The team undertook a series of measures to fix Sylvania. It negotiated for more time from the banks for loan repayments, a few plants were closed, jobs were cut sans any union problems, and new marketing drives were executed: This saw Sylvania increasing its prices and improving margins. The culture of open communication helped motivate colleagues in international units and the overall confidence grew. The company came back to black in 2010 and has since grown its profits which stand at €30 million for FY2013 (the corresponding revenues stand at €440 million). Today, Anil proudly says, “The London office also holds morning meetings and this has helped with integration across verticals.”
The objective for Gupta and the rest of the promoter team will be to reinvent the scope and impact of the morning meeting to keep it relevant. “For the sake of delegation and nimbleness on the ground, the top team should redefine the issues it will look into,” says Prof Ramachandran.
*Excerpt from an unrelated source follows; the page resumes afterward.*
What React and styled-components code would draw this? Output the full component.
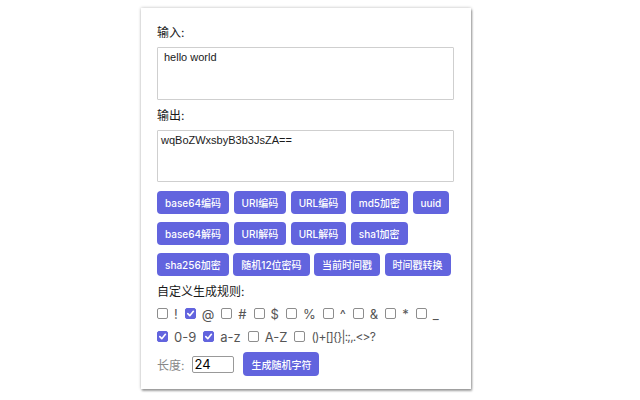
import React from 'react';
import styled, { createGlobalStyle } from 'styled-components';

const GlobalStyle = createGlobalStyle`
  html, body {
    margin: 0;
    padding: 0;
    background: #fff;
    font-family: Inter, 'Noto Sans CJK SC', sans-serif;
  }
`;

const encodeButtons = [
  ['base64编码', 'URI编码', 'URL编码', 'md5加密', 'uuid'],
  ['base64解码', 'URI解码', 'URL解码', 'sha1加密'],
  ['sha256加密', '随机12位密码', '当前时间戳', '时间戳转换'],
];

const symbolRow = [
  ['!', false],
  ['@', true],
  ['#', false],
  ['$', false],
  ['%', false],
  ['^', false],
  ['&', false],
  ['*', false],
  ['_', false],
];

const charsetRow = [
  ['0-9', true],
  ['a-z', true],
  ['A-Z', false],
  ['()+[]{}|:;,.<>?', false, true],
];

const Check = ({ label, checked, tight }) => (
  <Option $tight={tight}>
    <Box $checked={checked}>
      {checked && (
        <svg width='9' height='9' viewBox='0 0 10 10'>
          <path d='M2 5.2 L4.2 7.4 L8.2 2.6' fill='none' stroke='#fff' strokeWidth='1.8' strokeLinecap='round' strokeLinejoin='round' />
        </svg>
      )}
    </Box>
    <span className='text'>{label}</span>
  </Option>
);

const App = () => {
  return (
    <>
      <GlobalStyle />
      <Page>
        <Card>
          <Label>输入:</Label>
          <TextArea $pl='6px' defaultValue='hello world' />
          <Label $mt='7px'>输出:</Label>
          <TextArea $pl='3px' $h='52px' defaultValue='wqBoZWxsbyB3b3JsZA==' />
          <Buttons>
            {encodeButtons.map((row, i) => (
              <ButtonRow key={i}>
                {row.map((name) => (
                  <Button key={name}>{name}</Button>
                ))}
              </ButtonRow>
            ))}
          </Buttons>
          <Label $mt='7px'>自定义生成规则:</Label>
          <CheckRow $first>
            {symbolRow.map(([label, checked]) => (
              <Check key={label} label={label} checked={checked} />
            ))}
          </CheckRow>
          <CheckRow>
            {charsetRow.map(([label, checked, tight]) => (
              <Check key={label} label={label} checked={checked} tight={tight} />
            ))}
          </CheckRow>
          <LengthRow>
            <span className='name'>长度:</span>
            <LengthInput defaultValue='24' />
            <Button $big>生成随机字符</Button>
          </LengthRow>
        </Card>
      </Page>
    </>
  );
};

const Page = styled.div`
  height: 400px;
  overflow: hidden;
  padding: 8px 0 0 141px;
  box-sizing: border-box;
`;

const Card = styled.div`
  box-sizing: border-box;
  display: flex;
  flex-direction: column;
  align-items: flex-start;
  width: 330px;
  height: 381px;
  padding: 16px 16px 13px;
  background: #fff;
  box-shadow: 0 0 3px rgba(0, 0, 0, 0.28), 1px 2px 2px rgba(0, 0, 0, 0.32);
`;

const Label = styled.div`
  margin-top: ${({ $mt }) => $mt || '0'};
  height: 18px;
  font-size: 12px;
  line-height: 18px;
  color: #1a1a1a;
`;

const TextArea = styled.textarea`
  display: block;
  flex: none;
  box-sizing: border-box;
  width: 297px;
  height: ${({ $h }) => $h || '53px'};
  margin: 5px 0 0;
  padding: 2px ${({ $pl }) => $pl};
  border: 1px solid #cfcfcf;
  border-radius: 1px;
  resize: none;
  outline: none;
  font-family: 'Liberation Sans', Arial, sans-serif;
  font-size: 11px;
  line-height: 14px;
  color: #1a1a1a;
`;

const Buttons = styled.div`
  display: flex;
  flex-direction: column;
  gap: 8px;
  margin-top: 9px;
`;

const ButtonRow = styled.div`
  display: flex;
  gap: 4.5px;
`;

const Button = styled.button`
  box-sizing: border-box;
  height: ${({ $big }) => ($big ? '24px' : '23px')};
  margin: 0;
  padding: 0 8px;
  border: none;
  border-radius: 4px;
  background: #6264de;
  color: #fff;
  font-family: Inter, 'Noto Sans CJK SC', sans-serif;
  font-size: 10px;
  font-weight: 500;
  white-space: nowrap;
  cursor: pointer;
`;

const CheckRow = styled.div`
  display: flex;
  align-items: center;
  height: 23px;
  margin-top: ${({ $first }) => ($first ? '1px' : '0')};
`;

const Option = styled.label`
  display: flex;
  align-items: center;
  font-size: ${({ $tight }) => ($tight ? '12px' : '13px')};
  letter-spacing: ${({ $tight }) => ($tight ? '-0.8px' : 'normal')};
  color: #555;
  .text {
    margin-left: 6px;
    margin-right: 7px;
  }
`;

const Box = styled.span`
  box-sizing: border-box;
  display: flex;
  align-items: center;
  justify-content: center;
  width: 11px;
  height: 11px;
  border-radius: 2px;
  border: 1px solid ${({ $checked }) => ($checked ? '#6264de' : '#8d8d8d')};
  background: ${({ $checked }) => ($checked ? '#6264de' : '#fff')};
`;

const LengthRow = styled.div`
  display: flex;
  align-items: center;
  height: 24px;
  margin-top: 4px;
  .name {
    font-size: 12px;
    color: #888;
    margin-right: 8px;
  }
  button {
    margin-left: 9px;
  }
`;

const LengthInput = styled.input`
  box-sizing: border-box;
  width: 42px;
  height: 17px;
  margin: 0;
  padding: 0 1px;
  border: 1px solid #999;
  border-radius: 2px;
  font-family: Inter, sans-serif;
  font-size: 13px;
  color: #000;
  outline: none;
`;

export default App;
The challenge is particularly sharpened when new entrants join from the industry. “I worked in a multinational for 19 years before I joined Havells less than a year ago. I was initially shocked by the culture here. But now I understand its importance,” says Sanjay Mohan Sharma, vice president-material management, Havells India. Some are unable to cope, complain and opt out. “The first six months are critical. The candour in these meetings might seemingly hurt egos but everyone is respected,” says Gupta.
This particular Monday morning meeting is about to end and the decision has been taken to call 300 of Havells’ vendors for the first meet. Gupta asks his office to prepare the invitation note that will be sent to vendors. The draft is ready within 15 minutes; Gupta signs it and says, “I have approved the budget, please get going.” And the ball is set rolling again.